Inspiration used as motivation to get out and shoot is, in itself, a wonderful thing.  The danger however comes when we get so hung up in getting “that shot” that we all end up with the same shot.  I’m not going to pretend that I don’t do that.  I will follow in the footsteps of those who came before me.  I will attempt, if I can, to build off of it.  How many shots in your portfolio look like one of Galen’s?  How many thousands of people line up in Yosemite each year during the 2nd-3rd week of February to try and grab a snap of “Firefalls”?  Raise your hand if you’d like a shot of calla lilies in Big Sur.  *raises hand*.  Enough said. 

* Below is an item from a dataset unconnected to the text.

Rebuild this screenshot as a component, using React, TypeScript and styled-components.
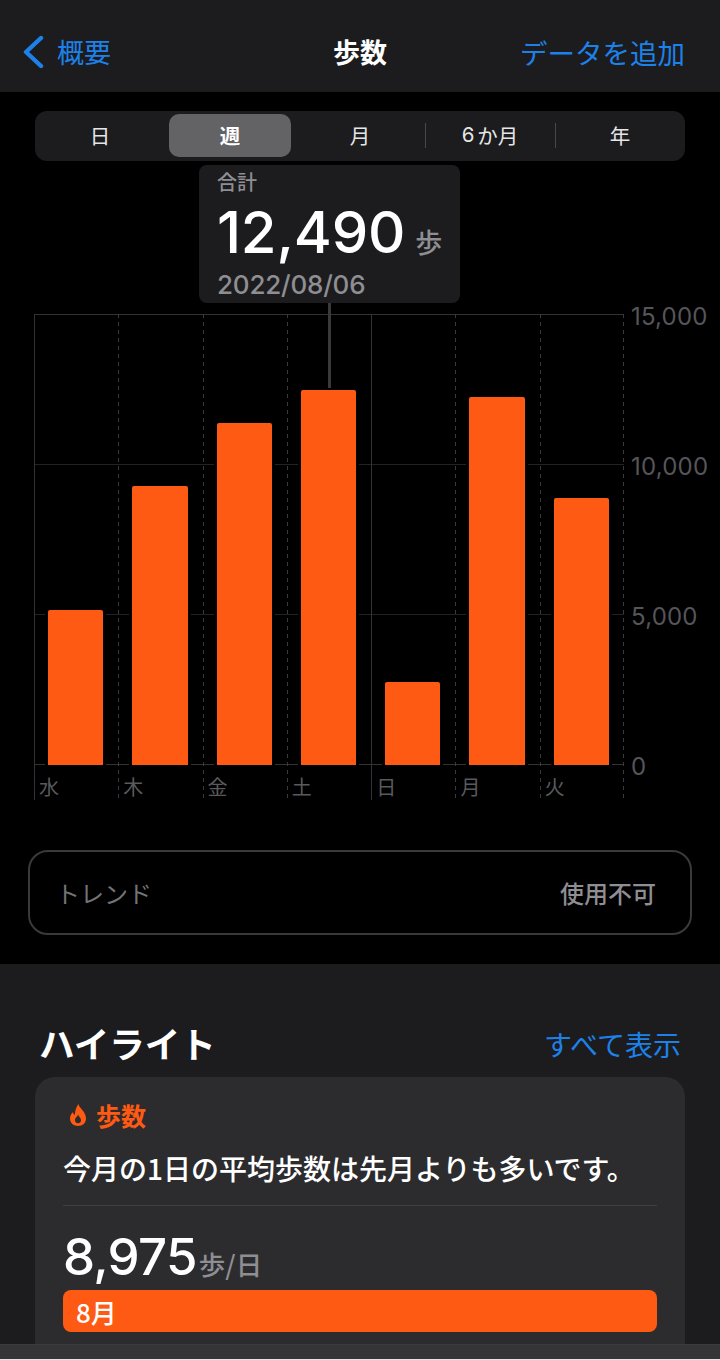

The challenge then is once you get “the shot” that you stick around for a while and “work the scene”.  I’ve never been a grab and goer.  When I get to a spot, whether it’s a pull of in Big Sur, or an all day hike, I like to stick around.  My first inclination is to pull out the camera and start shooting as fast as I can, but when I do my best work is when I take the time to wander around.  I’ll hike up, hike down, climb on things, crouch down and bear crawl.  I’ll do everything I can with the time I have to see what, I feel, leads to the best representation of the natural scene before me.  I strive for balance more than anything.  Does the visual weight of the components of the scene balance within my composition.  If not, even if it’s an iconic shot, I’ll move around until it does.  Once I feel I have balance, I’ll look for flow, especially if there’s water involved.  Can my eye wander around the composition without getting stuck somewhere?  Am I drawn in, especially from the corner of the scene?  If not, again, I move.  The goal, in my mind, after the inspiration has gotten you out the door and into nature, is to enjoy the outdoors and if taking a shot, to try and put your own spin on it.  To do this, a photographer must spend some time to get to know an area and to explore all possible views of it. 

The last thing that I’ll say, is to be safe, especially if you’re like me and tend to travel and shoot alone.  Sometimes the shots from a particular iconic location all looking the same is because there’s only one safe place to shoot from.  More than once I have gotten myself into a hairy situation because I was trying a little too hard to find a unique perspective.  Although I rarely use them, I always travel with a rope and harness, and if I’m about to do something that sends my spidey sense tingling, I will always shoot off a text or a phone call letting someone know where I’m at and what I’m doing, just in case…

Moral of the story, get inspired, by artists you respect, get out and shoot, grab that “must have” shot, and then stick around for a while and enjoy the fact that you’re fortunate enough to be surrounded by such amazing scenery.  Happy shooting, and cheers.